Header: modules/predictors/diff/diff.h
Class: fz::DifferenceStage<T, TOut = T>
Category: Predictor / transform (lossless)


What it does

  • Forward (compression): first-order differences — output[i] = input[i] - input[i-1], output[0] = input[0].
  • Inverse (decompression): cumulative sum.

When TOut != T, the stage writes the forward deltas in negabinary form into the unsigned output type, and the inverse path decodes negabinary before the prefix sum. This is equivalent to DifferenceStage<T> followed by a NegabinaryStage, but fused into one kernel.

Output is the same byte size as input (sizeof(T) == sizeof(TOut) is enforced).


Template parameters

Parameter Constraint
T Numeric type (input / output when TOut == T, see available instantiations)
TOut Defaults to T. When different: unsigned counterpart of signed T (negabinary fusion)

Available instantiations

Single-parameter (no negabinary fusion):

  • DifferenceStage<float>
  • DifferenceStage<double>
  • DifferenceStage<uint8_t>
  • DifferenceStage<uint16_t>
  • DifferenceStage<uint32_t>
  • DifferenceStage<int32_t>
  • DifferenceStage<int64_t>

Negabinary-fused pairs (<signed, unsigned>):

  • DifferenceStage<int8_t, uint8_t>
  • DifferenceStage<int16_t, uint16_t>
  • DifferenceStage<int32_t, uint32_t>
  • DifferenceStage<int64_t, uint64_t>

Using any other combination will result in a linker error. Common choices: DifferenceStage<int32_t, uint32_t> (after quantizer codes), or DifferenceStage<int32_t> (plain delta coding).


Stage settings

Setting Purpose Notes
setChunkSize(bytes) Reset delta at chunk boundaries 0 = no chunking
diff->setChunkSize(16384); // bytes; 0 = no chunking

Chunking

setChunkSize(bytes) makes differences and cumulative sums reset at each chunk boundary. Each chunk is independent: output[chunk_start] = input[chunk_start] (previous = 0 implied).

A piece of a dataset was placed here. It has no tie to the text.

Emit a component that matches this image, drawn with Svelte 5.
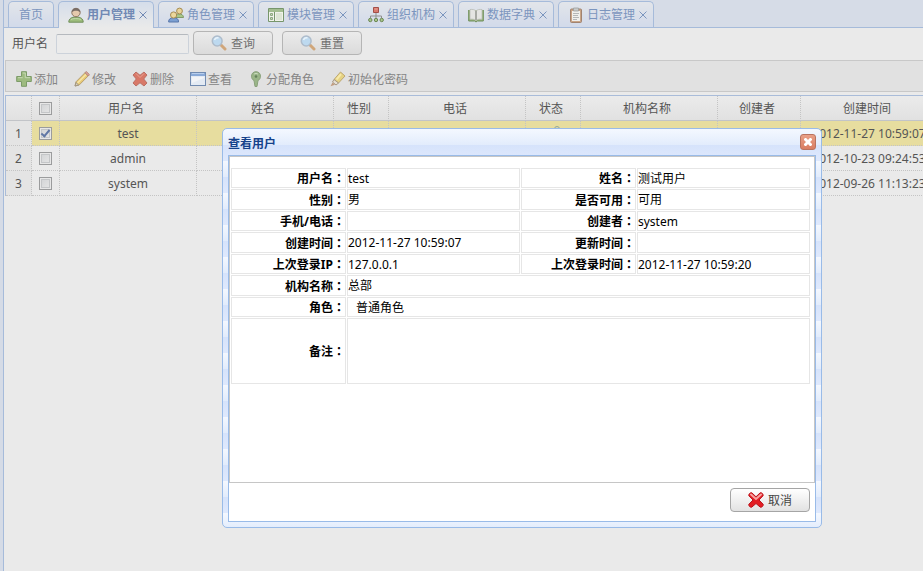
<script>
  const tabs = [
    { title: "用户管理", icon: "user" },
    { title: "角色管理", icon: "group" },
    { title: "模块管理", icon: "module" },
    { title: "组织机构", icon: "org" },
    { title: "数据字典", icon: "book" },
    { title: "日志管理", icon: "log" },
  ];
  let current = $state("用户管理");

  const tools = [
    { text: "添加", icon: "add" },
    { text: "修改", icon: "edit" },
    { text: "删除", icon: "remove" },
    { text: "查看", icon: "view" },
    { text: "分配角色", icon: "pin" },
    { text: "初始化密码", icon: "marker" },
  ];

  const columns = [
    { title: "用户名", size: "wide" },
    { title: "姓名", size: "wide" },
    { title: "性别", size: "narrow" },
    { title: "电话", size: "wide" },
    { title: "状态", size: "narrow" },
    { title: "机构名称", size: "wide" },
    { title: "创建者", size: "middle" },
    { title: "创建时间", size: "wide" },
  ];

  let rows = $state([
    { name: "test", created: "2012-11-27 10:59:07", checked: true },
    { name: "admin", created: "2012-10-23 09:24:53", checked: false },
    { name: "system", created: "2012-09-26 11:13:23", checked: false },
  ]);

  const details = [
    ["用户名", "test", "姓名", "测试用户"],
    ["性别", "男", "是否可用", "可用"],
    ["手机/电话", "", "创建者", "system"],
    ["创建时间", "2012-11-27 10:59:07", "更新时间", ""],
    ["上次登录IP", "127.0.0.1", "上次登录时间", "2012-11-27 10:59:20"],
  ];

  let keyword = $state("");
  let open = $state(true);
</script>

{#snippet icon(name)}
  <svg class="icon" viewBox="0 0 16 16" width="16" height="16" aria-hidden="true">
    {#if name === "user"}
      <path d="M.8 15.2c0-3.500 2.500-5.200 7.200-5.200s7.200 1.700 7.200 5.200z" fill="#9dbd7c" stroke="#718f5b" />
      <path d="M3 12.500c1.500-1.200 8-1.200 10 0" fill="none" stroke="#c4d9ae" />
      <circle cx="8" cy="5.500" r="4.200" fill="#e5c9ad" stroke="#8f7866" />
      <path d="M3.800 5.500C3.500-.5 12.500-.5 12.200 5.500 11 3.300 5 3.300 3.800 5.500z" fill="#796d66" />
    {:else if name === "group"}
      <path d="M7 10.500c0-3 1.500-3.500 4-3.500s4.500 1 4.500 3.500z" fill="#a9c789" stroke="#819b68" />
      <circle cx="11.500" cy="4" r="2.900" fill="#e8d398" stroke="#a68c52" />
      <path d="M.6 15c0-3.200 2-4.300 5-4.300s5 1.100 5 4.300z" fill="#7b9fd2" stroke="#5877aa" />
      <circle cx="5.600" cy="8" r="3.100" fill="#ecd79c" stroke="#a68c52" />
    {:else if name === "module"}
      <path d="M.5 1.500h15v13H.5z" fill="#f0f2ea" stroke="#77966c" />
      <path d="M1 2h14v3H1z" fill="#a3bd90" />
      <path d="M6.500 5v9" stroke="#77966c" />
      <path d="M2.500 6.500h2v2h-2zM2.500 10.500h2v2h-2z" fill="#c6d7b7" stroke="#8fa982" />
      <path d="M8 6h6v7H8z" fill="#dde5d4" />
    {:else if name === "org"}
      <path d="M8 6v3M2.500 11V9h11v2M8 9v2" fill="none" stroke="#8f8f8f" />
      <path d="M5.500.500h5v5h-5z" fill="#d8796d" stroke="#a34f48" />
      <path d="M6.500 1.500h3v1h-3z" fill="#eca99d" />
      <g fill="#a9c58c" stroke="#6c8855">
        <circle cx="2.300" cy="13" r="1.700" /><circle cx="8" cy="13" r="1.700" /><circle cx="13.700" cy="13" r="1.700" />
      </g>
    {:else if name === "book"}
      <path d="M.7 3v11h6l1.300 1 1.300-1h6V3" fill="#9ab47e" stroke="#6f8f5a" />
      <path d="M2 2.500c2.500-.3 4.500 0 6 1.500 1.500-1.500 3.500-1.800 6-1.500v9.700c-2.500-.2-4.500 0-6 1.300-1.500-1.300-3.500-1.500-6-1.300z" fill="#e4e5e2" stroke="#b5b8b1" stroke-width=".7" />
      <path d="M8 4v9" stroke="#a6a9a3" stroke-width="2" />
    {:else if name === "log"}
      <rect x="2.500" y="2" width="11" height="13.500" rx="1" fill="#c9a587" stroke="#a18370" />
      <path d="M4 4h8v10H4z" fill="#f0f0ed" />
      <path d="M5.500 1h5v3h-5z" fill="#c9cbcb" stroke="#9c9f9f" stroke-width=".8" />
      <path d="M5 6.500h6M5 8.500h5M5 10.500h6M5 12.500h4" stroke="#b5b7b7" />
    {:else if name === "add"}
      <path d="M5.500.700h5v4.800h4.800v5h-4.800v4.800h-5v-4.800H.7v-5h4.800z" fill="#9dbb7f" stroke="#7c9b68" />
      <path d="M6.700 2h2.600v4.700H14M2 6.700h4.700" fill="none" stroke="#c6d9b3" />
    {:else if name === "edit"}
      <path d="M1 15l1-4.200L11 1.700l3.200 3.200L5.200 14z" fill="#e9ca75" stroke="#b79f71" />
      <path d="M3.500 12L12 3.500" stroke="#f5e5a9" stroke-width="1.500" />
      <path d="M11 1.700l1.300-1.200 3.200 3.200L14.200 5z" fill="#dba096" stroke="#b68a7e" />
      <path d="M1 15l1-3.500L4.600 14z" fill="#ddd0bb" stroke="#8d867a" stroke-width=".7" />
    {:else if name === "remove"}
      <path d="M4 1l4 3.300L12 1l3 3-3.300 4L15 12l-3 3-4-3.300L4 15l-3-3 3.300-4L1 4z" fill="#d87867" stroke="#bb6f64" stroke-linejoin="round" />
      <path d="M4 2.500l4 4 4-4" fill="none" stroke="#e9a394" />
    {:else if name === "view"}
      <rect x=".500" y="1.500" width="15" height="13" fill="#e3eaf3" stroke="#718bb0" />
      <path d="M1 2h14v3H1z" fill="#8aaad8" />
      <path d="M2 2.500h12" stroke="#b8ceec" />
      <path d="M2 6h12v1L2 12z" fill="#f2f4f7" />
    {:else if name === "pin"}
      <path d="M7 15.500L6 9.500C4.500 8.800 3.500 7.200 3.500 5.200 3.500 2.500 5.400.7 8 .7s4.500 1.800 4.500 4.500c0 2-1 3.600-2.500 4.300l-1 6z" fill="#9ab588" stroke="#8aa17c" />
      <path d="M6 3.200c1-1 3-1 4 0" fill="none" stroke="#c9dabd" />
      <circle cx="8" cy="5.500" r="1.300" fill="#64815a" />
    {:else if name === "marker"}
      <path d="M4 8.500L10.500 1 15 5 8.500 12z" fill="#e6d383" stroke="#bda773" />
      <path d="M6.500 8.500L11 3.200" stroke="#f7e9a8" stroke-width="2" />
      <path d="M4 8.500L8.500 12 6 14 2.500 11z" fill="#e5dfd4" stroke="#a79883" />
      <path d="M2.500 11.500L5 13.700.5 15.300z" fill="#c09b7e" />
    {:else if name === "search"}
      <path d="M10 10l4 4" stroke="#d0a67a" stroke-width="3" stroke-linecap="round" />
      <circle cx="6.200" cy="6" r="4.900" fill="#bdd9ef" stroke="#aebccb" stroke-width="1.500" />
      <path d="M3.500 5c.5-1.800 2-2.500 4-2" fill="none" stroke="#eaf4fb" stroke-width="1.500" />
    {:else if name === "cancel"}
      <path d="M3.800.8L8 4.800 12.200.8c1.500-.5 3.200 1.200 2.900 2.900L11 8l4.200 4.300c.3 1.700-1.400 3.300-2.900 2.900L8 11.500l-4.300 3.700C2.200 15.600.5 14 .8 12.300L5 8 .8 3.700C.5 2 2.300.3 3.800.8z" fill="#e31e24" stroke="#b9141c" />
      <path d="M3 2.500l5 4.500 5-4.500" fill="none" stroke="#f8a2a0" stroke-width="2" stroke-linecap="round" />
    {:else if name === "enabled"}
      <circle cx="12" cy="3" r="2.500" fill="none" stroke="#8fa69d" />
      <path d="M3 14l7-9" stroke="#8fa69d" stroke-width="2" />
    {/if}
  </svg>
{/snippet}

{#snippet cross()}
  <svg viewBox="0 0 8 8" width="8" height="8" aria-hidden="true">
    <path d="M.5.5l7 7M7.500.500l-7 7" stroke="currentColor" />
  </svg>
{/snippet}

<div class="page">
  <main>
    <nav class="tabs">
      <div class="tab home"><button type="button">首页</button></div>
      {#each tabs as tab}
        <div class="tab" class:selected={tab.title === current}>
          <button type="button" class="tab-title" onclick={() => (current = tab.title)}>
            {@render icon(tab.icon)}{tab.title}
          </button>
          <button type="button" class="tab-close" aria-label="关闭">{@render cross()}</button>
        </div>
      {/each}
    </nav>

    <form class="search" onsubmit={(e) => e.preventDefault()}>
      <label for="keyword">用户名</label>
      <input id="keyword" type="text" bind:value={keyword} />
      <button type="submit" class="btn">{@render icon("search")}<span>查询</span></button>
      <button type="reset" class="btn">{@render icon("search")}<span>重置</span></button>
    </form>

    <div class="toolbar">
      {#each tools as tool}
        <button type="button">{@render icon(tool.icon)}<span>{tool.text}</span></button>
      {/each}
    </div>

    <div class="grid">
      <table>
        <colgroup>
          <col class="number" />
          <col class="check" />
          {#each columns as column}
            <col class={column.size} />
          {/each}
        </colgroup>
        <thead>
          <tr>
            <th></th>
            <th class="tick"><input type="checkbox" aria-label="全选" /></th>
            {#each columns as column}
              <th class="title">{column.title}</th>
            {/each}
          </tr>
        </thead>
        <tbody>
          {#each rows as row, i}
            <tr class:checked={row.checked}>
              <td class="rownum">{i + 1}</td>
              <td class="tick"><input type="checkbox" aria-label={row.name} bind:checked={row.checked} /></td>
              <td>{row.name}</td>
              <td></td>
              <td></td>
              <td></td>
              <td>{@render icon("enabled")}</td>
              <td></td>
              <td></td>
              <td>{row.created}</td>
            </tr>
          {/each}
        </tbody>
      </table>
    </div>
  </main>

  {#if open}
    <section class="window" role="dialog" aria-labelledby="window-title">
      <header>
        <h2 id="window-title">查看用户</h2>
        <button type="button" class="window-close" aria-label="关闭" onclick={() => (open = false)}>
          {@render cross()}
        </button>
      </header>
      <div class="window-body">
        <div class="content">
          <table class="details">
            <colgroup>
              <col class="label" /><col /><col class="label" /><col />
            </colgroup>
            <tbody>
              {#each details as [label1, value1, label2, value2]}
                <tr>
                  <th>{label1}<span class="colon">：</span></th>
                  <td>{value1}</td>
                  <th>{label2}<span class="colon">：</span></th>
                  <td>{value2}</td>
                </tr>
              {/each}
              <tr>
                <th>机构名称<span class="colon">：</span></th>
                <td colspan="3">总部</td>
              </tr>
              <tr>
                <th>角色<span class="colon">：</span></th>
                <td colspan="3" class="roles">普通角色</td>
              </tr>
              <tr class="remark">
                <th>备注<span class="colon">：</span></th>
                <td colspan="3"></td>
              </tr>
            </tbody>
          </table>
        </div>
        <footer>
          <button type="button" class="btn cancel" onclick={() => (open = false)}>
            {@render icon("cancel")}<span>取消</span>
          </button>
        </footer>
      </div>
    </section>
  {/if}
</div>

<style>
  :global(body) {
    margin: 0;
    background: #eaeaea;
  }

  .page {
    position: relative;
    box-sizing: border-box;
    min-height: 100vh;
    padding-left: 3px;
    overflow: hidden;
    background: #d5dbe6;
    font: 12px/16px "Noto Sans", "Noto Sans CJK SC", sans-serif;
    color: #555;
  }

  main {
    min-height: 100vh;
    border-left: 1px solid #a6bbda;
    background: #eaeaea;
  }

  button {
    display: flex;
    align-items: center;
    padding: 0;
    border: 0;
    background: none;
    color: inherit;
    font: inherit;
    white-space: nowrap;
    cursor: pointer;
  }

  svg {
    display: block;
    flex: none;
  }

  /* tabs */
  .tabs {
    display: flex;
    gap: 4px;
    box-sizing: border-box;
    height: 28px;
    padding: 1px 4px 0;
    border-bottom: 1px solid #a6bbda;
    background: #d6dce7;
  }

  .tab {
    display: flex;
    flex: none;
    align-items: center;
    gap: 4px;
    box-sizing: border-box;
    height: 26px;
    padding: 0 6px 0 9px;
    border: 1px solid #a6bbda;
    border-bottom: 0;
    border-radius: 5px 5px 0 0;
    background: linear-gradient(#e2e5ea, #d2daea);
    color: #7b95be;
  }

  .tab.home {
    padding: 0 10px;
  }

  .tab.selected {
    height: 27px;
    background: linear-gradient(#d5ddea, #eaeaea);
    color: #7189b4;
    font-weight: bold;
  }

  .tab-title {
    gap: 3px;
  }

  /* search form */
  .search {
    display: flex;
    align-items: center;
    height: 32px;
    padding: 0 8px;
  }

  .search label {
    margin-right: 8px;
  }

  .search input {
    box-sizing: border-box;
    width: 133px;
    height: 20px;
    margin-right: 4px;
    padding: 0 3px;
    border: 1px solid #ccd2da;
    border-top-color: #b5b9be;
    border-radius: 2px;
    background: #ebebeb;
    font: inherit;
  }

  .btn {
    justify-content: center;
    gap: 4px;
    box-sizing: border-box;
    width: 80px;
    height: 24px;
    border: 1px solid #b5b5b5;
    border-radius: 4px;
    background: linear-gradient(#ebebeb, #dbdbdb);
    color: #707070;
  }

  .btn span,
  .toolbar span {
    padding-top: 2px;
  }

  .search .btn {
    margin: 0 9px 2px 0;
  }

  /* toolbar */
  .toolbar {
    display: flex;
    align-items: center;
    gap: 16px;
    height: 30px;
    margin-left: 1px;
    padding: 0 10px;
    border: 1px solid #c8c8c8;
    border-right: 0;
    background: #e1e1e1;
    color: #858585;
  }

  .toolbar button {
    gap: 2px;
    padding-top: 5px;
  }

  /* user grid */
  .grid {
    margin: 3px 0 0 1px;
    overflow: hidden;
    border: 1px solid #a9bcd9;
    border-width: 1px 0 0 1px;
  }

  .grid table {
    width: 932px;
    table-layout: fixed;
    border-spacing: 0;
  }

  .number {
    width: 26px;
  }

  .check {
    width: 28px;
  }

  .wide {
    width: 137px;
  }

  .middle {
    width: 83px;
  }

  .narrow {
    width: 55px;
  }

  .grid th,
  .grid td {
    box-sizing: border-box;
    height: 25px;
    padding: 2px 0 0;
    border-right: 1px dotted #c4c4c4;
    border-bottom: 1px dotted #c4c4c4;
    font-weight: normal;
    text-align: center;
    white-space: nowrap;
  }

  .grid th {
    border-bottom: 1px solid #c2c4c8;
    background: linear-gradient(#ebebeb, #e1e1e1);
  }

  .grid th.title {
    padding-right: 4px;
  }

  .grid .tick {
    padding: 0;
  }

  .grid .checked td {
    background: #e7dd9f;
  }

  .grid td.rownum {
    background: #e4e4e4;
  }

  .grid .icon {
    margin: 0 auto;
  }

  .grid input {
    display: block;
    box-sizing: border-box;
    width: 13px;
    height: 13px;
    margin: 0 auto;
    border: 1px solid #9b9c9d;
    appearance: none;
    background: linear-gradient(135deg, #d0d2d4, #e7e7e7);
    box-shadow: inset 0 0 0 1px #e7e7e7, inset 0 0 0 2px #c4c6c8;
  }

  .grid input:checked::after {
    content: "";
    display: block;
    box-sizing: border-box;
    width: 5px;
    height: 9px;
    margin: 0 auto;
    border: solid #6077a5;
    border-width: 0 2px 2px 0;
    transform: rotate(40deg);
  }

  /* window */
  .window {
    position: absolute;
    top: 128px;
    left: 222px;
    box-sizing: border-box;
    width: 600px;
    padding: 0 5px 5px;
    border: 1px solid #99bbe8;
    border-radius: 5px;
    background: repeating-linear-gradient(#f4f8ff 0, #e2ecfc 16px, #d6e3fb 16px, #dfe9fd 32px);
    color: #000;
  }

  .window header {
    display: flex;
    align-items: center;
    justify-content: space-between;
    height: 26px;
  }

  .window h2 {
    margin: 4px 0 0;
    color: #15428b;
    font-size: 12px;
  }

  .window-close {
    justify-content: center;
    box-sizing: border-box;
    width: 16px;
    height: 16px;
    border: 1px solid #b9735f;
    border-radius: 3px;
    background: linear-gradient(#e9a087, #d97d62);
    color: #fff;
  }

  .window-close svg {
    stroke-width: 3;
  }

  .window-body {
    border: 1px solid #99bbe8;
    background: #fff;
  }

  .content {
    box-sizing: border-box;
    min-height: 327px;
    padding: 10px 3px 0 0;
    border: 1px solid #c6c6c6;
  }

  .details {
    width: 100%;
    table-layout: fixed;
    border-spacing: 1px;
  }

  .details .label {
    width: 115px;
  }

  .details th,
  .details td {
    box-sizing: border-box;
    height: 20px;
    padding: 1px 0 0;
    border: 1px solid #e6e6e6;
    text-align: left;
  }

  .details th {
    text-align: right;
  }

  .details tr:nth-child(even) > * {
    height: 21px;
  }

  .details tr.remark > * {
    height: 66px;
  }

  .details td.roles {
    padding-left: 8px;
  }

  .colon {
    font-family: "Noto Sans CJK TC", sans-serif;
  }

  .window footer {
    display: flex;
    justify-content: flex-end;
    padding: 5px 5px 9px;
  }

  .cancel {
    border-color: #a5a5a5;
    background: linear-gradient(#fff, #e2e2e2);
    color: #444;
  }
</style>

This is required for the PFPL pipeline where 16 KB chunks flow independently through BitshuffleStage and RZEStage. Chunk size must be a positive multiple of sizeof(T). Default is 0 (no chunking — whole array is one context).

Common instantiations

Instantiation Use case
DifferenceStage<int32_t, uint32_t> After QuantizerStage codes (negabinary fused)
DifferenceStage<int32_t> After QuantizerStage codes (plain delta, no negabinary)
DifferenceStage<float> Delta coding of raw float data

Typical pipeline

auto* quant = p.addStage<QuantizerStage<float, uint32_t>>();
auto* diff = p.addStage<DifferenceStage<int32_t, uint32_t>>();
auto* bshuf = p.addStage<BitshuffleStage>();
diff->setChunkSize(16384);
bshuf->setElementWidth(sizeof(uint32_t));
p.connect(diff, quant, "codes");
p.connect(bshuf, diff);
p.finalize();